I'm not currently in a game, but I chose "Good" because I usually roll somewhere on that side of the spectrum. For real preference, though, I prefer games where alignment isn't a concern. The notion that the world divides up into gangs like that is a touch simplistic for my tastes. Plus, most times I've seen it actually applied, it's been a tool for the GM to screw with his players, rather than a value add.
 

I picked that we don't use it, though I do actually use it for games like LFR and I imagine most people still pick an alignment. It just doesn't matter. 4E did this one way right...

Characters should not be summed up by two arbitrary letters, slapped together in a grid, as if desires, conflicts, and history could fit on a postage stamp.

...

I wish I could find something I wrote back when we first found out the 4e alignments, to rationalize them for those who miss the old CG / LE. I remember it as being totally awesome. But, something not as awesome then:

Basically, I think everyone 'gets' Good, Unaligned, and Evil. So why not Lawful and Chaotic versions of them (if you have Law and Chaos at all, it's easy to drop them)?

Lawful Good has a notable difference from Good in that it is _constrained_ by law in the way it does good. A person restricted by laws may be better for society as a whole, but they can be called upon much more easily to do something evil or refrain from something good.

Chaotic Evil has a notable difference from Evil in that it has no restrictions on its actions, and often no justifications. While a rational being may logically weigh options and commit Evil as necessary or most appropriate, Chaotic Evil has no such redeeming characteristic.

That said, it is my personal opinion that alignment is just a seed to create arguments and serves no useful function anymore. It'd be best stripped from the system entirely.
 

What? WotC wrote third edition, by the way, which had chaotic good in it. If you mean you don't like that that alignment choice was taken out, I think "Good" was meant to encompass both "Chaotic Good" and "Neutral Good." Maybe there is a huge distinction between the two, but I'm not seeing it. Maybe ideally, but not in play at my table.

What? WotC wrote 3e? I had no idea. </sarcasm>

Yes, they wrote it, and re-used the 9-point alignment system from AD&D.

The new crappy 5-point system is their own creation. Hence.

And there is quite a bit of difference between the two, just as much as there is between NG and LG.. If you don't see it, oh well. You're the kind of person the new lame alignment system works for. I'm not.
 

4E basically aimed to make alingment optional. And succeded, based on the pole.



Haven't really decided if this is a good thing or not.
 

I play in a 4E game. Our DM said, "Everyone's got to be good - no evil characters," but that's about as detailed as it gets for him or any of us. No one haggles with him over what he means - we know he means no killing innocents or raping or stealing and that we need to follow town rules wherever we are.

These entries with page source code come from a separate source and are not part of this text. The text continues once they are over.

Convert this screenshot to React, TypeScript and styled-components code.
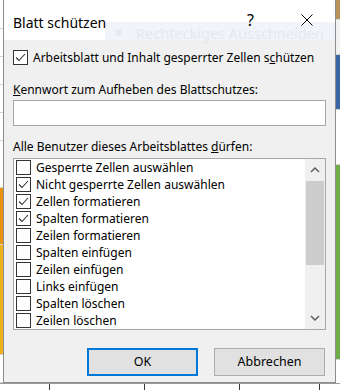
import React from 'react'
import styled, { createGlobalStyle } from 'styled-components'

const GlobalStyle = createGlobalStyle`
  html, body {
    margin: 0;
    padding: 0;
    background: #ffffff;
  }
  body {
    font-family: "Noto Sans", "Open Sans", sans-serif;
    font-size: 12px;
    line-height: 16px;
    color: #000;
  }
`

const Screen = styled.div`
  width: 340px;
  height: 390px;
  display: grid;
  grid-template-columns: 3px 333px 4px;
  grid-template-rows: 383px 7px;
  overflow: hidden;
`

const SideStrip = styled.div`
  display: flex;
  flex-direction: column;
  background: #ffffff;
`

const Band = styled.div<{ $h: number; $c: string }>`
  height: ${(p) => p.$h}px;
  flex: none;
  background: ${(p) => p.$c};
  border-bottom: 1px solid #d4d4d4;
  box-sizing: border-box;
`

const BottomStrip = styled.div`
  grid-column: 1 / 4;
  display: grid;
  grid-template-columns: 50px 95px 95px 80px 1fr;
  background: #ffffff;
  border-top: 1px solid #9a9a9a;
`

const Cell = styled.div`
  border-right: 1px solid #3a3a3a;
`

const Dialog = styled.div`
  position: relative;
  display: flex;
  flex-direction: column;
  background: #f0f0f0;
  border: 1px solid #8c8c8c;
  border-top: none;
  box-sizing: border-box;
`

const TitleBar = styled.div`
  position: relative;
  height: 40px;
  flex: none;
  background: #ffffff;
  display: flex;
  align-items: flex-start;
  padding: 12px 0 0 9px;
  box-sizing: border-box;
`

const Ghost = styled.div`
  position: absolute;
  left: 101px;
  right: 0;
  top: 22px;
  height: 18px;
  background: #f1f4f8;
  display: flex;
  align-items: flex-end;
  gap: 14px;
  padding-left: 10px;
  color: #e4e9ee;
  font-size: 14.5px;
  line-height: 14px;
`

const GhostDot = styled.span`
  width: 7px;
  height: 7px;
  margin-bottom: 4px;
  border-radius: 50%;
  background: #e6ebf0;
`

const Title = styled.div`
  position: relative;
  font-size: 14px;
  line-height: 18px;
  margin-top: 2px;
`

const TitleButtons = styled.div`
  position: relative;
  margin-left: auto;
  display: flex;
  align-items: center;
  gap: 47px;
  padding: 2px 22px 0 0;
`

const Help = styled.span`
  font-size: 16px;
  line-height: 12px;
`

const Body = styled.div`
  display: flex;
  flex-direction: column;
  padding: 10px 9px 0 9px;
`

const CheckRow = styled.label<{ $h?: number }>`
  display: flex;
  align-items: center;
  gap: 5px;
  height: ${(p) => p.$h ?? 17}px;
  white-space: nowrap;
`

const Box = styled.span`
  width: 15px;
  height: 15px;
  flex: none;
  box-sizing: border-box;
  border: 1px solid #333333;
  background: #ffffff;
  display: flex;
  align-items: center;
  justify-content: center;
`

const Label = styled.div<{ $top: number }>`
  margin-top: ${(p) => p.$top}px;
  white-space: nowrap;
`

const Input = styled.div`
  margin-top: 2px;
  height: 26px;
  box-sizing: border-box;
  background: #ffffff;
  border: 1px solid #a6a6a6;
`

const ListBox = styled.div`
  margin-top: 3px;
  height: 172px;
  box-sizing: border-box;
  border: 1px solid #a6a6a6;
  background: #ffffff;
  display: flex;
`

const Items = styled.div`
  flex: 1;
  display: flex;
  flex-direction: column;
  padding-left: 2px;
`

const ScrollBar = styled.div`
  width: 20px;
  flex: none;
  background: #f0f0f0;
  display: flex;
  flex-direction: column;
`

const Arrow = styled.div`
  height: 22px;
  display: flex;
  align-items: center;
  justify-content: center;
`

const Thumb = styled.div`
  height: 84px;
  margin: 0 1px;
  background: #cdcdcd;
`

const Track = styled.div`
  flex: 1;
`

const Buttons = styled.div`
  display: flex;
  justify-content: flex-end;
  gap: 16px;
  margin-top: 18px;
  padding-right: 1px;
`

const Button = styled.div<{ $default?: boolean }>`
  width: 111px;
  height: 28px;
  box-sizing: border-box;
  background: #e1e1e1;
  border: ${(p) => (p.$default ? '2px solid #0078d7' : '1px solid #adadad')};
  display: flex;
  align-items: center;
  justify-content: center;
  font-size: 12.5px;
`

const Check = () => (
  <svg width="13" height="13" viewBox="0 0 13 13">
    <polyline points="2,6.5 5,9.5 11,3" fill="none" stroke="#333" strokeWidth="1.1" />
  </svg>
)

const Chevron = ({ up }: { up?: boolean }) => (
  <svg width="10" height="6" viewBox="0 0 10 6">
    <polyline
      points={up ? '1,5 5,1 9,5' : '1,1 5,5 9,1'}
      fill="none"
      stroke="#606060"
      strokeWidth="1.5"
    />
  </svg>
)

const permissions: [string, boolean][] = [
  ['Gesperrte Zellen auswählen', false],
  ['Nicht gesperrte Zellen auswählen', true],
  ['Zellen formatieren', true],
  ['Spalten formatieren', true],
  ['Zeilen formatieren', false],
  ['Spalten einfügen', false],
  ['Zeilen einfügen', false],
  ['Links einfügen', false],
  ['Spalten löschen', false],
  ['Zeilen löschen', false],
]

const App: React.FC = () => {
  return (
    <>
      <GlobalStyle />
      <Screen>
        <SideStrip>
          <Band $h={29} $c="#ffffff" />
          <Band $h={28} $c="#ffffff" />
          <Band $h={28} $c="#ffffff" />
          <Band $h={28} $c="#ffffff" />
          <Band $h={28} $c="#ffffff" />
          <Band $h={47} $c="#ffffff" />
          <Band $h={57} $c="#e8920f" />
          <Band $h={110} $c="#f0b21a" />
          <Band $h={28} $c="#ffffff" />
        </SideStrip>
        <Dialog>
          <TitleBar>
            <Ghost>
              <GhostDot />
              <span>Rechteckiges Ausschneiden</span>
            </Ghost>
            <Title>Blatt schützen</Title>
            <TitleButtons>
              <Help>?</Help>
              <svg width="12" height="12" viewBox="0 0 12 12">
                <path d="M0.5 0.5 L11.5 11.5 M11.5 0.5 L0.5 11.5" stroke="#000" strokeWidth="1" />
              </svg>
            </TitleButtons>
          </TitleBar>
          <Body>
            <CheckRow $h={15}>
              <Box>
                <Check />
              </Box>
              <span>
                Arbeitsblatt und Inhalt gesperrter Zellen s<u>c</u>hützen
              </span>
            </CheckRow>
            <Label $top={17}>
              <u>K</u>ennwort zum Aufheben des Blattschutzes:
            </Label>
            <Input />
            <Label $top={13}>
              Alle Benutzer dieses Arbeitsblattes <u>d</u>ürfen:
            </Label>
            <ListBox>
              <Items>
                {permissions.map(([text, checked]) => (
                  <CheckRow key={text}>
                    <Box>{checked && <Check />}</Box>
                    <span>{text}</span>
                  </CheckRow>
                ))}
              </Items>
              <ScrollBar>
                <Arrow>
                  <Chevron up />
                </Arrow>
                <Thumb />
                <Track />
                <Arrow>
                  <Chevron />
                </Arrow>
              </ScrollBar>
            </ListBox>
            <Buttons>
              <Button $default>OK</Button>
              <Button>Abbrechen</Button>
            </Buttons>
          </Body>
        </Dialog>
        <SideStrip>
          <Band $h={20} $c="#b8945a" />
          <Band $h={35} $c="#f2f2f2" />
          <Band $h={55} $c="#3a66a8" />
          <Band $h={55} $c="#ffffff" />
          <Band $h={195} $c="#70ad47" />
          <Band $h={30} $c="#ffffff" />
        </SideStrip>
        <BottomStrip>
          <Cell />
          <Cell />
          <Cell />
          <Cell />
          <div />
        </BottomStrip>
      </Screen>
    </>
  )
}

export default App
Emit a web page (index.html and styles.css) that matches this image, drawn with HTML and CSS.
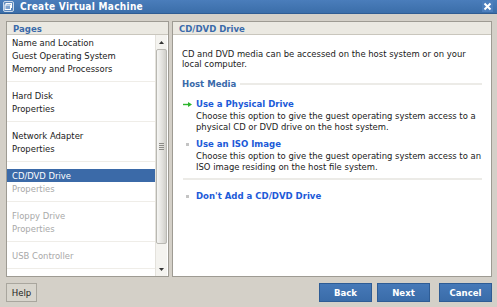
FILE: index.html
```html
<!DOCTYPE html>
<html>
<head>
<meta charset="utf-8">
<link rel="stylesheet" href="styles.css">
</head>
<body>
<div class="window">
  <div class="titlebar">
    <svg class="title-icon" width="11" height="11" viewBox="0 0 11 11">
      <rect x="0.5" y="0.5" width="10" height="10" rx="1.5" fill="#5d88bd" stroke="#c9d8ea"/>
      <rect x="3" y="2.5" width="5.5" height="4" fill="none" stroke="#ffffff" stroke-width="1"/>
      <rect x="2" y="4" width="5.5" height="4.5" fill="#7fa3cf" stroke="#ffffff" stroke-width="1"/>
    </svg>
    <span class="title-text">Create Virtual Machine</span>
    <span class="close">
      <svg width="9" height="9" viewBox="0 0 9 9"><path d="M1.5 1.5 L7.5 7.5 M7.5 1.5 L1.5 7.5" stroke="#ffffff" stroke-width="2"/></svg>
    </span>
  </div>
  <div class="content">
    <div class="panel pages">
      <div class="panel-head">Pages</div>
      <div class="list-wrap">
        <div class="list">
          <div class="group first">
            <div class="item">Name and Location</div>
            <div class="item">Guest Operating System</div>
            <div class="item">Memory and Processors</div>
          </div>
          <div class="group">
            <div class="item">Hard Disk</div>
            <div class="item">Properties</div>
          </div>
          <div class="group">
            <div class="item">Network Adapter</div>
            <div class="item">Properties</div>
          </div>
          <div class="group">
            <div class="item selected">CD/DVD Drive</div>
            <div class="item disabled">Properties</div>
          </div>
          <div class="group">
            <div class="item disabled">Floppy Drive</div>
            <div class="item disabled">Properties</div>
          </div>
          <div class="group">
            <div class="item disabled">USB Controller</div>
          </div>
        </div>
        <div class="scrollbar">
          <div class="arrow up"><svg width="5" height="3" viewBox="0 0 5 3"><path d="M0 3 L2.5 0 L5 3 Z" fill="#333"/></svg></div>
          <div class="track">
            <div class="thumb">
              <div class="grip"><span></span><span></span><span></span><span></span></div>
            </div>
          </div>
          <div class="arrow down"><svg width="5" height="3" viewBox="0 0 5 3"><path d="M0 0 L2.5 3 L5 0 Z" fill="#333"/></svg></div>
        </div>
      </div>
    </div>
    <div class="panel main">
      <div class="panel-head">CD/DVD Drive</div>
      <div class="main-body">
        <p class="intro">CD and DVD media can be accessed on the host system or on your local computer.</p>
        <div class="section-title"><span>Host Media</span><span class="rule"></span></div>
        <div class="option">
          <div class="opt-title"><span class="marker"><svg width="9" height="5" viewBox="0 0 9 5"><path d="M0 2.5 H6" stroke="#2db52d" stroke-width="1.4"/><path d="M5 0 L9 2.5 L5 5 Z" fill="#2db52d"/></svg></span><span class="link">Use a Physical Drive</span></div>
          <div class="opt-desc">Choose this option to give the guest operating system access to a physical CD or DVD drive on the host system.</div>
        </div>
        <div class="option">
          <div class="opt-title"><span class="marker"><span class="dot"></span></span><span class="link">Use an ISO Image</span></div>
          <div class="opt-desc">Choose this option to give the guest operating system access to an ISO image residing on the host file system.</div>
        </div>
        <div class="sep"></div>
        <div class="option">
          <div class="opt-title"><span class="marker"><span class="dot"></span></span><span class="link">Don't Add a CD/DVD Drive</span></div>
        </div>
      </div>
    </div>
  </div>
  <div class="footer">
    <button class="btn help">Help</button>
    <div class="spacer"></div>
    <button class="btn primary">Back</button>
    <button class="btn primary">Next</button>
    <button class="btn primary cancel">Cancel</button>
  </div>
</div>
</body>
</html>
```
FILE: styles.css
```css
* { box-sizing: border-box; }
html, body { margin: 0; padding: 0; }
body {
  width: 497px;
  height: 307px;
  overflow: hidden;
  background: #d4d0c8;
  font-family: "DejaVu Sans Condensed", "DejaVu Sans", sans-serif;
  font-size: 9.4px;
  color: #1a1a1a;
}
.window { width: 497px; height: 307px; display: flex; flex-direction: column; }
.titlebar {
  height: 14px;
  background: linear-gradient(#4a7dbb, #3b6ea9);
  border-bottom: 1px solid #2f5c92;
  display: flex;
  align-items: center;
  padding: 0 4px 0 3px;
  color: #fff;
}
.title-icon { display: block; margin-right: 6px; }
.title-text { font-weight: bold; font-size: 10px; letter-spacing: 0.3px; }
.close {
  margin-left: auto;
  width: 11px; height: 11px;
  display: flex; align-items: center; justify-content: center;
  background: #4d7fbd;
}
.close svg { display: block; }
.content {
  display: flex;
  gap: 3px;
  padding: 7px 5px 0 6px;
  height: 263px;
}
.panel {
  border: 1px solid #9e9b93;
  background: #fff;
  display: flex;
  flex-direction: column;
}
.pages { width: 163px; }
.main { width: 320px; }
.panel-head {
  height: 13px;
  background: #ebe9e2;
  border-bottom: 1px solid #c9c6bd;
  color: #3a6aaa;
  font-weight: bold;
  font-size: 9.5px;
  line-height: 12px;
  padding: 1px 0 0 6px;
  flex: none;
}
.list-wrap { flex: 1; display: flex; min-height: 0; }
.list { flex: 1; padding-top: 1px; }
.group { padding: 7px 0 6px; border-bottom: 1px solid #efede8; }
.group.first { padding-top: 0; }
.item { height: 13px; line-height: 13px; padding-left: 5px; white-space: nowrap; color: #1a1a1a; }
.item.selected { background: #3b6aa8; color: #fff; }
.item.disabled { color: #a8a8a8; }
.scrollbar {
  width: 12px;
  margin-right: 1px;
  display: flex;
  flex-direction: column;
  background: #f4f3ef;
  border-left: 1px solid #e4e2dc;
}
.arrow { height: 14px; display: flex; align-items: center; justify-content: center; flex: none; }
.arrow svg { display: block; }
.track { flex: 1; display: flex; flex-direction: column; padding-bottom: 18px; }
.thumb {
  flex: 1;
  background: linear-gradient(90deg, #f6f6f4, #e1e0dc 60%, #cfcec9);
  border: 1px solid #b9b8b2;
  border-radius: 2px;
  display: flex;
  align-items: center;
  justify-content: center;
}
.grip { display: flex; flex-direction: column; gap: 1px; }
.grip span { display: block; width: 5px; height: 1px; background: #8c8b86; }
.main-body { padding: 14px 16px 0 9px; }
.intro { margin: 0 0 9px 0; line-height: 10px; color: #1a1a1a; }
.section-title { display: flex; align-items: center; height: 12px; color: #3a6aaa; font-weight: bold; font-size: 9.5px; line-height: 12px; margin-bottom: 8px; margin-right: -7px; }
.section-title .rule { flex: 1; height: 2px; background: #ecebe7; margin-left: 4px; }
.option { margin-bottom: 6px; }
.opt-title { display: flex; align-items: center; height: 12px; line-height: 12px; }
.marker { width: 14px; display: flex; align-items: center; justify-content: center; padding-right: 3px; flex: none; }
.marker svg { display: block; }
.dot { display: block; width: 3px; height: 3px; background: #c4c4c4; }
.link { color: #1c5ad8; font-weight: bold; font-size: 9.5px; }
.opt-desc { padding-left: 14px; line-height: 11px; margin-right: -14px; color: #1a1a1a; }
.sep { height: 2px; background: #ecebe7; margin: 2px -7px 10px 1px; }
.footer {
  display: flex;
  gap: 5px;
  padding: 6px 5px 0 6px;
  height: 25px;
}
.spacer { flex: 1; }
.btn {
  height: 19px;
  font-family: "DejaVu Sans Condensed", "DejaVu Sans", sans-serif;
  font-size: 9.5px;
  padding: 0;
  margin: 0;
}
.help {
  width: 31px;
  background: #d8d5cd;
  border: 1px solid #a9a69e;
  color: #222;
}
.primary {
  width: 53px;
  background: linear-gradient(#4679b8, #3a6ca9);
  border: 1px solid #2e5c95;
  color: #fff;
  font-weight: bold;
}
.cancel { margin-left: 4px; }
```
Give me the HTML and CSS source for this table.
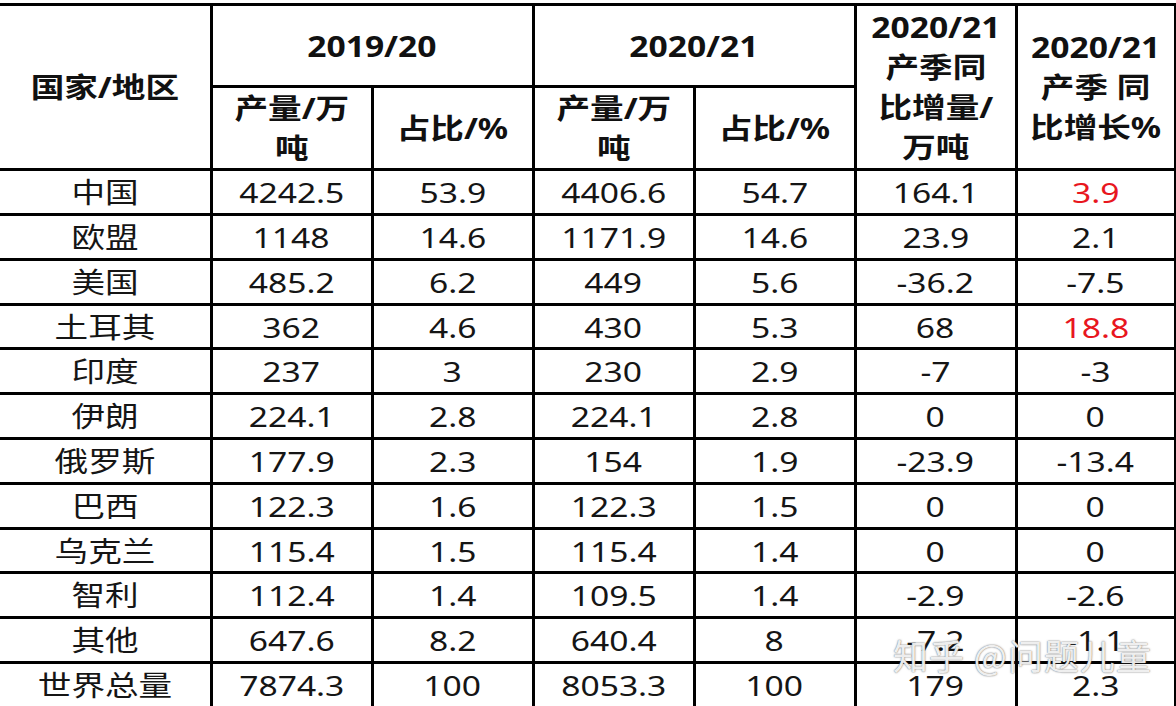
FILE: index.html
```html
<!DOCTYPE html>
<html lang="zh-CN">
<head>
<meta charset="utf-8">
<title>棉花产量</title>
<link rel="stylesheet" href="styles.css">
</head>
<body>
<div class="page">
<table class="grid">
<colgroup>
<col class="c-region"><col class="c-num"><col class="c-num"><col class="c-num"><col class="c-num"><col class="c-num"><col class="c-last">
</colgroup>
<thead>
<tr class="h1">
<th rowspan="2" class="region"><span class="t">国家/地区</span></th>
<th colspan="2"><span class="t">2019/20</span></th>
<th colspan="2"><span class="t">2020/21</span></th>
<th rowspan="2"><span class="t">2020/21<br>产季同<br>比增量/<br>万吨</span></th>
<th rowspan="2"><span class="t">2020/21<br>产季 同<br>比增长%</span></th>
</tr>
<tr class="h2">
<th><span class="t">产量/万<br>吨</span></th>
<th><span class="t">占比/%</span></th>
<th><span class="t">产量/万<br>吨</span></th>
<th><span class="t">占比/%</span></th>
</tr>
</thead>
<tbody>
<tr class="r45"><td class="region"><span class="t">中国</span></td><td><span class="t">4242.5</span></td><td><span class="t">53.9</span></td><td><span class="t">4406.6</span></td><td><span class="t">54.7</span></td><td><span class="t">164.1</span></td><td class="red"><span class="t">3.9</span></td></tr>
<tr class="r45"><td class="region"><span class="t">欧盟</span></td><td><span class="t">1148</span></td><td><span class="t">14.6</span></td><td><span class="t">1171.9</span></td><td><span class="t">14.6</span></td><td><span class="t">23.9</span></td><td><span class="t">2.1</span></td></tr>
<tr class="r45"><td class="region"><span class="t">美国</span></td><td><span class="t">485.2</span></td><td><span class="t">6.2</span></td><td><span class="t">449</span></td><td><span class="t">5.6</span></td><td><span class="t">-36.2</span></td><td><span class="t">-7.5</span></td></tr>
<tr class="r44"><td class="region"><span class="t">土耳其</span></td><td><span class="t">362</span></td><td><span class="t">4.6</span></td><td><span class="t">430</span></td><td><span class="t">5.3</span></td><td><span class="t">68</span></td><td class="red"><span class="t">18.8</span></td></tr>
<tr class="r45"><td class="region"><span class="t">印度</span></td><td><span class="t">237</span></td><td><span class="t">3</span></td><td><span class="t">230</span></td><td><span class="t">2.9</span></td><td><span class="t">-7</span></td><td><span class="t">-3</span></td></tr>
<tr class="r45"><td class="region"><span class="t">伊朗</span></td><td><span class="t">224.1</span></td><td><span class="t">2.8</span></td><td><span class="t">224.1</span></td><td><span class="t">2.8</span></td><td><span class="t">0</span></td><td><span class="t">0</span></td></tr>
<tr class="r45"><td class="region"><span class="t">俄罗斯</span></td><td><span class="t">177.9</span></td><td><span class="t">2.3</span></td><td><span class="t">154</span></td><td><span class="t">1.9</span></td><td><span class="t">-23.9</span></td><td><span class="t">-13.4</span></td></tr>
<tr class="r45"><td class="region"><span class="t">巴西</span></td><td><span class="t">122.3</span></td><td><span class="t">1.6</span></td><td><span class="t">122.3</span></td><td><span class="t">1.5</span></td><td><span class="t">0</span></td><td><span class="t">0</span></td></tr>
<tr class="r44"><td class="region"><span class="t">乌克兰</span></td><td><span class="t">115.4</span></td><td><span class="t">1.5</span></td><td><span class="t">115.4</span></td><td><span class="t">1.4</span></td><td><span class="t">0</span></td><td><span class="t">0</span></td></tr>
<tr class="r45"><td class="region"><span class="t">智利</span></td><td><span class="t">112.4</span></td><td><span class="t">1.4</span></td><td><span class="t">109.5</span></td><td><span class="t">1.4</span></td><td><span class="t">-2.9</span></td><td><span class="t">-2.6</span></td></tr>
<tr class="r45"><td class="region"><span class="t">其他</span></td><td><span class="t">647.6</span></td><td><span class="t">8.2</span></td><td><span class="t">640.4</span></td><td><span class="t">8</span></td><td><span class="t">-7.2</span></td><td><span class="t">-1.1</span></td></tr>
<tr class="r45"><td class="region"><span class="t">世界总量</span></td><td><span class="t">7874.3</span></td><td><span class="t">100</span></td><td><span class="t">8053.3</span></td><td><span class="t">100</span></td><td><span class="t">179</span></td><td><span class="t">2.3</span></td></tr>
</tbody>
</table>
<div class="watermark">知乎 @问题儿童</div>
</div>
</body>
</html>
```

FILE: styles.css
```css
html, body {
  margin: 0;
  padding: 0;
  background: #ffffff;
  overflow: hidden;
}

.page {
  position: relative;
  width: 1176px;
  height: 706px;
  overflow: hidden;
  padding-top: 3px;
  box-sizing: border-box;
}

.grid {
  border-collapse: collapse;
  table-layout: fixed;
  width: 1175px;
  color: #151515;
  font-family: "Noto Sans", "Noto Sans CJK SC", sans-serif;
}

.c-region { width: 211px; }
.c-num { width: 161px; }
.c-last { width: 159px; }

.grid th,
.grid td {
  border: 3px solid #000;
  padding: 0;
  text-align: center;
  vertical-align: middle;
  overflow: hidden;
  white-space: nowrap;
}

.grid .region {
  border-left: none;
}

.grid th {
  font-weight: 700;
  font-size: 28px;
  line-height: 40px;
  color: #111;
}

.grid td {
  font-weight: 400;
  font-size: 28px;
  line-height: 36px;
}

.t {
  display: inline-block;
  transform: scaleX(1.2);
}

.h1 { height: 82px; }
.h2 { height: 82px; }
.r45 { height: 45px; }
.r44 { height: 44px; }

.grid td.red { color: #e8161e; }

.watermark {
  position: absolute;
  left: 893px;
  top: 630px;
  font-family: "Noto Sans CJK SC", sans-serif;
  font-size: 35px;
  line-height: 50px;
  color: rgba(255, 255, 255, 0.9);
  text-shadow: 0 0 2px rgba(90, 90, 90, 0.7), 0 0 1px rgba(90, 90, 90, 0.6);
  letter-spacing: 1px;
  white-space: nowrap;
}
```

Separate from his game, I probably wouldn't consider playing an evil character. Here comes my generalization (I know we all have different opinions as to what "evil" is): I'm just not that comfortable role-playing the bits of an evil character that would really give it teeth (killing/torturing innocents and rape) and differentiate it from good. I'm more about killing the guys that are doing the evil and taking their stuff.